Raines v. Byrd is the Supreme Court’s last word to date on congressional standing, and it’s not obvious that its strict “nullification” standard applies also to legislator challenges to executive actions. The trial court where Blumenthal will be litigated has some other precedents that the plaintiffs might find useful. Notably, in U.S. House of Representatives v. Burwell, the court ruled that Congress’s lower chamber has standing to challenge President Obama’s implementation of the Affordable Care Act. That case is distinct from this one, however, in that it was brought by the House as an institution, not by individual members.
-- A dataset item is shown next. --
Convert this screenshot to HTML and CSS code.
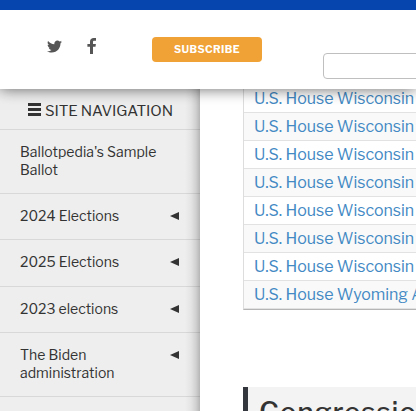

Standing jurisprudence is notoriously unpredictable, and while each lawsuit faces obstacles, it would be a mistake to count any of them out. Together, President Trump’s challengers now have three bites at the apple, in three different federal courts. And significantly, the plaintiffs benefit from an asymmetry in the availability of appellate review. Any ruling that plaintiffs lack standing can be immediately appealed to a higher court because it’s a final order: it terminates the suit. A ruling that a plaintiff does have standing, however, is ordinarily not appealable, because it is not a final order. (The court in Burwell, for instance, declined to let the Obama administration appeal its standing ruling.) If the court finds anyone has standing and litigation proceeds to the merits, the plaintiffs will predictably seek discovery on President Trump’s business interests, including, perhaps, his long-awaited tax returns. Expect to see vigorous defenses from the President to all three suits.